# Pike Fishing...



## bryanorosz (Jan 6, 2005)

I would like to try my luck at some pike fishing here in Maryland...anyone out there have any suggestions of lures, bait, location, ect for a newbee? 

Thanks!


----------



## CAST DADDY L (Apr 21, 2004)

*Try*

Centtenniel Lake In Howard County Maryland


----------



## bryanorosz (Jan 6, 2005)

Thats where I was planning on going. Have you ever caught pike there? If you dont mind my asking, what types of lures ect...?


----------



## CAST DADDY L (Apr 21, 2004)

*No*

I See Alot Pike Fishermen There Trying There Luck And You Can Go To The Rocky Gorge In Maryland . Pax River Is What They Call It.


----------



## BubbaBlue (May 11, 2004)

Used to fish Rocky Gorge years ago. Better if you have a canoe or john boat ('lectric only)... shoreline fishing can be limited depending on the water level.

Caught pickerel there, but never saw a pike. They do have some nice stripers. Used to catch them with chicken livers slowly bottom jigged on the drop-offs.

Good memories of carp pulling the john boat around the lake. Big boys. 

You used to have to buy a day-use permit from the DC water commission. Don't know if you still do. If so, I used to get mine at the tackle shop in Laurel.
.


----------



## CAST DADDY L (Apr 21, 2004)

*Yes*

They Still Have The Permits And They Cost $30. For 1year


----------



## FL FISHERMAN (Sep 30, 2002)

Lake Needwood or Lake Frank. They have signs that they are there. Never caught one but had something real big hit my spinner bait a few years ago!


----------



## BubbaBlue (May 11, 2004)

If'n you like BIG pike, I believe they stocked the Potomac between Harpers Ferry and Antetam with Tiger Muskie a few years back. Above the dam. Should be getting some size to them by now. 
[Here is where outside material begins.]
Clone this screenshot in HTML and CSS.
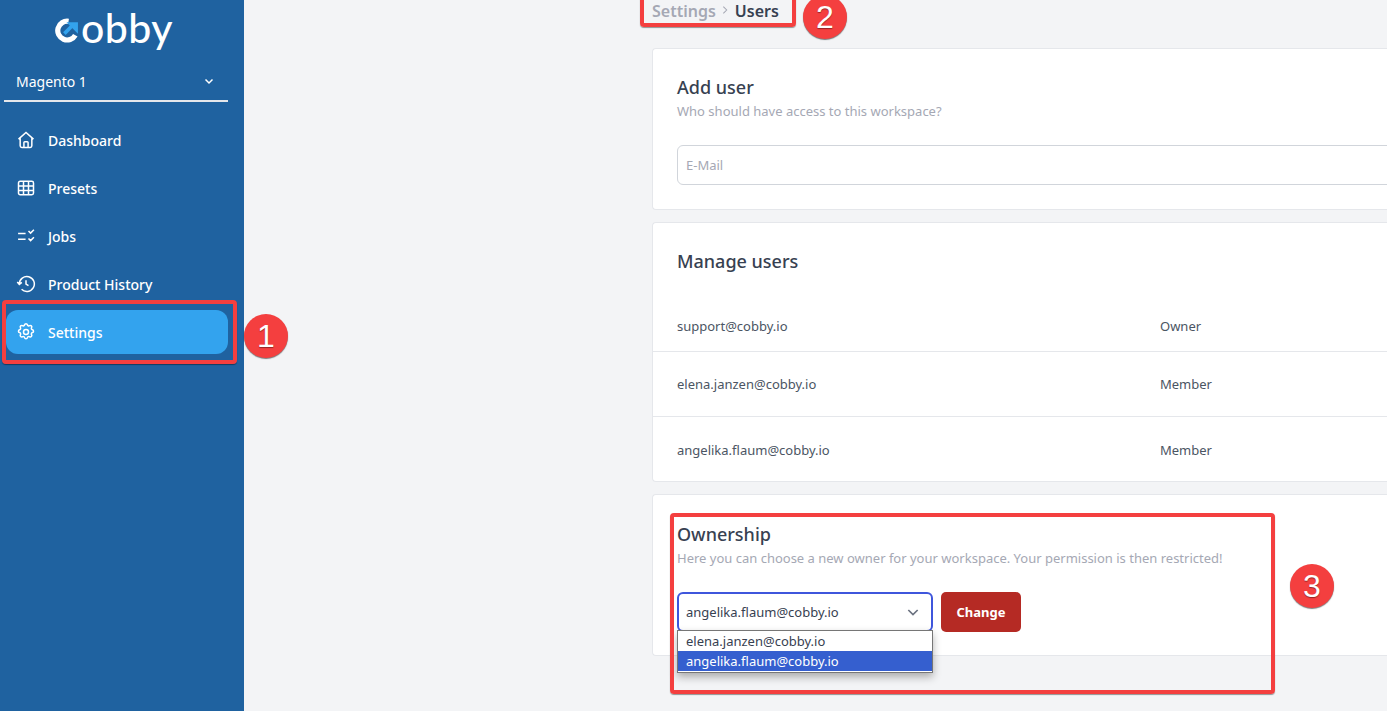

I've never fished for them, so I'm no help. Used to catch some nice SM and monster cats in there.
.


----------



## Sandcrab (Mar 20, 2002)

*Pike and Muskie*

I've caught tiger muskies at Tridelphia Reservoir during the Summer months on large topwater plugs and plastics (9" SlugGo's). Try in the early AM in the coves from the shore or boat...They are there and they do stock them...

Lots of bald eagles there too! 

Sandcrab


----------



## SeaSalt (Apr 29, 2002)

Check this muskie out... this guy caught in december at Burke Lake, VA.


----------



## Andre (Mar 15, 2003)

*Sweet Musky Salt!!!!*

I was at centennial this pass weekend trying for tiger muskies nothing alot of others caught some nice trouts on powerbait. That's one nice musky sea salt . I used to catch some nice bass and walleye from burke lake. Loc raven is loaded with northern pikes and chain pickerals...Like bubba blue said there some nice tiger muskies in the Potomac.


----------



## bryanorosz (Jan 6, 2005)

Nice catch seasalt! How long did it take to land her?


----------



## SeaSalt (Apr 29, 2002)

sorry guys, I did not catch that fish, I wish I did. I found the fishing report on a freshwater fishing site. 

But it is a nice fish. If you want to read how the fight went, go here...
http://www.wmi.org/bassfish/reports/110052.htm

its a good read. WHen you click on the site and nothing appears, keep hitting refresh and it will come up.


----------



## zam (Jun 16, 2004)

Loch raven is usually a good place to catch pike in the early spring. I never fished for them there, I usually target the white perch. but theres alot of pike fishermen around there that rave about it. It should get good during the next warm spell


----------



## Timberfish (May 4, 2004)

*Here is the best forum for toothy critters..*

I prefer pickerel myself, but pike fishiing is fun too. The western reseviors have the best...http://p203.ezboard.com/btigertips


----------



## bryanorosz (Jan 6, 2005)

Timberfish,

Thanks for the great link...that board is pretty good. Always cool to see what other people are catching too. Thanks again!


----------